Ou, avec l'option MASCARADE :


iptables -t nat -F POSTROUTING
iptables -t nat -A POSTROUTING -s 10.10.10.0/8 -j MASQUERADE

44.3.3.4. Exemple sur un réseau privé

L’exemple ci-dessous indique comment partager un accès internet chez soi pour plusieurs machines en utilisant un Dial-up Internet access (Accès par ligne commutée) sur le réseau.


#ifconfig
eth0      Lien encap:Ethernet HWaddr 00:80:C8:7A:0A:D8
          inet adr:192.168.0.1 Bcast:192.168.0.255 Masque:255.255.255.0
          UP BROADCAST RUNNING MULTICAST MTU:1500 Metric:1
          RX packets:19950 errors:0 dropped:0 overruns:0 frame:0
          TX packets:24988 errors:0 dropped:0 overruns:0 carrier:0
          collisions:2 lg file transmission:100
          RX bytes:2830076 (2.6 Mb) TX bytes:12625623 (12.0 Mb)
          Interruption:5 Adresse de base:0x240
ppp0      Lien encap:Protocole Point-à-Point
          inet adr:212.47.248.114 P-t-P:212.47.251.49 Masque:255.255.255.255
          UP POINTOPOINT RUNNING NOARP MULTICAST MTU:1524 Metric:1
          RX packets:27 errors:0 dropped:0 overruns:0 frame:0
          TX packets:29 errors:0 dropped:0 overruns:0 carrier:0
          collisions:0 lg file transmission:3
          RX bytes:4924 (4.8 Kb) TX bytes:1365 (1.3 Kb)

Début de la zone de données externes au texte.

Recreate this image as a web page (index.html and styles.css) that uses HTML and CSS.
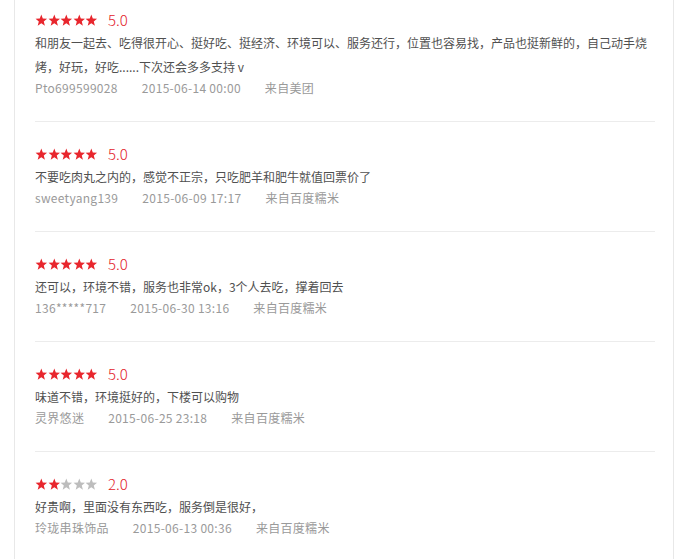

#echo 1 > /proc/sys/net/ipv4/ip_forward

#iptables -t nat -A POSTROUTING -s 192.168.0.0/24 -j MASQUERADE

#iptables -t nat -L
Chain PREROUTING (policy ACCEPT)
target     prot opt source               destination

Chain POSTROUTING (policy ACCEPT)
target     prot opt source               destination
MASQUERADE all -- 192.168.90.0/24         anywhere

Chain OUTPUT (policy ACCEPT)
target     prot opt source               destination

n.b : Mettre un '1' dans /proc/sys/net/ipv4/ip_forward permet d'indiquer au noyau que l'on souhaite activer l'IP forwarding.

Il ne reste plus qu’à configurer les autres clients avec un DNS et une passerelle par défaut pour que l'accès WAN soit partagé.